Vier führende Bandenmitglieder werden zudem des „qualifizierten Mordes“beschuldigt: „Die Angeklagten haben den Tod dieser Menschen in Kauf genommen“, so der Staatsanwalt. Der Ankläger forderte lebenslänglich, das bedeutet in Ungarn 25 Jahre Haft ohne Aussicht auf Strafminderung. Die Bande soll laut Anklage zwischen Februar und August 2015 mehr als 1200 Menschen nach Westeuropa geschleust haben. Dabei soll allein der Bandenchef mehr als 300 000 Euro kassiert haben.

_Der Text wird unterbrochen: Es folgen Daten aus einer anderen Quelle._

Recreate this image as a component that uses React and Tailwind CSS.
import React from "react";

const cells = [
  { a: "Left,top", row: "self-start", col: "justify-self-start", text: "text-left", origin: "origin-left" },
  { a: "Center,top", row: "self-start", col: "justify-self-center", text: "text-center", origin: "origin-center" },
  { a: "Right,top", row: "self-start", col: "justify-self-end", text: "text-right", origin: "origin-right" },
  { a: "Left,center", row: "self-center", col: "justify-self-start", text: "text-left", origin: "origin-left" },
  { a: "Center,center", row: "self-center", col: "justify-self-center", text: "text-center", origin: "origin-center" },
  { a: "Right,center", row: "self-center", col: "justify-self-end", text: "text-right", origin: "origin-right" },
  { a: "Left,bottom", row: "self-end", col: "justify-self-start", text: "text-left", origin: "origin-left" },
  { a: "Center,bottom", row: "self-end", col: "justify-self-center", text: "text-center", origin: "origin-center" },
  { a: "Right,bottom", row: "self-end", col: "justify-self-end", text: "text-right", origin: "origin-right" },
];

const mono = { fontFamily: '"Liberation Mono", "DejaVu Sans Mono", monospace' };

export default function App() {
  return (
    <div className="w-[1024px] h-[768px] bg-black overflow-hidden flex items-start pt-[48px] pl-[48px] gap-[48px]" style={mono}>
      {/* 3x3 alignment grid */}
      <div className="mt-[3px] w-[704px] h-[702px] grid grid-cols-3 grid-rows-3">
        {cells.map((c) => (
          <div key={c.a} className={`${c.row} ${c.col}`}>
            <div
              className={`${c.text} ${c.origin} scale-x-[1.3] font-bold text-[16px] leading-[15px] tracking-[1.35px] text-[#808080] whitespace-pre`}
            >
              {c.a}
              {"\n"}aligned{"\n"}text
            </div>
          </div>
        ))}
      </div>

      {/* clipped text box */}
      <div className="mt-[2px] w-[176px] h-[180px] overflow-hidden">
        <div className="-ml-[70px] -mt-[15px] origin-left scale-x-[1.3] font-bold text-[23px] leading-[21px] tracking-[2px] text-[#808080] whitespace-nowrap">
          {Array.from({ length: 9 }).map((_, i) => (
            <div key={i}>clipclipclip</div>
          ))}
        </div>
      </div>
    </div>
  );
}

Allerdings muss sich das Gericht auch mit der Frage befassen, ob die ungarischen Behörden das Verbrechen verhindern hätten können. Bereits 13 Monate war die Schlepperbande Ziel einer Überwachungsaktion. Aus Abhörprotokollen, die ein deutsches Recherchenetzwerk vor rund einer Woche veröffentlicht hatte, geht hervor, dass die Informationen für eine Festnahme ausgereicht hätten. Demnach hat Bandenchef L. dem 26-jährigen Fahrer Ivalyo S. verboten, die Tür zum Laderaum zu öffnen, um den Flüchtlingen Wasser zu geben. Bereits nach 30 Fahrminuten hätten die Flüchtlinge den Sauerstoffmangel gespürt, zu schreien begonnen und gegen die Wände getrommelt. Ivalyo S. habe zunächst zum stellvertretenden Bandenchef Metodi G. gesagt: „Sie schreien einfach die ganze Zeit, du kannst dir nicht vorstellen, was hier los ist.“Daraufhin erteilte Bandenchef L. über seinen Vize die Weisung an den Fahrer: „Sag ihm, er soll nur weiterfahren. Und falls sie sterben sollten, soll er sie dann in Deutschland im Wald abladen.“
Polizei streitet Versagen ab
Laut Polizeiminister Sandor Pinter hätten die ungarischen Behörden „keinerlei Informationen besessen“, um das Verbrechen zu verhindern. Pinter bezeichnete die Vorwürfe als „Schmierenkampagne deutscher Medien“, dementierte jedoch nicht den Inhalt des abgehörten Telefonats. Aus Polizeikreisen heißt es, die Abhörprotokolle seien nicht rechtzeitig übersetzt zur Verfügung gestanden, hätten aber dazu beigetragen, dass die Täter relativ rasch ausgeforscht und verhaftet werden konnten.
Am heutigen Donnerstag wird der Prozess fortgesetzt. Ein Urteil wird für Ende des Jahres erwartet.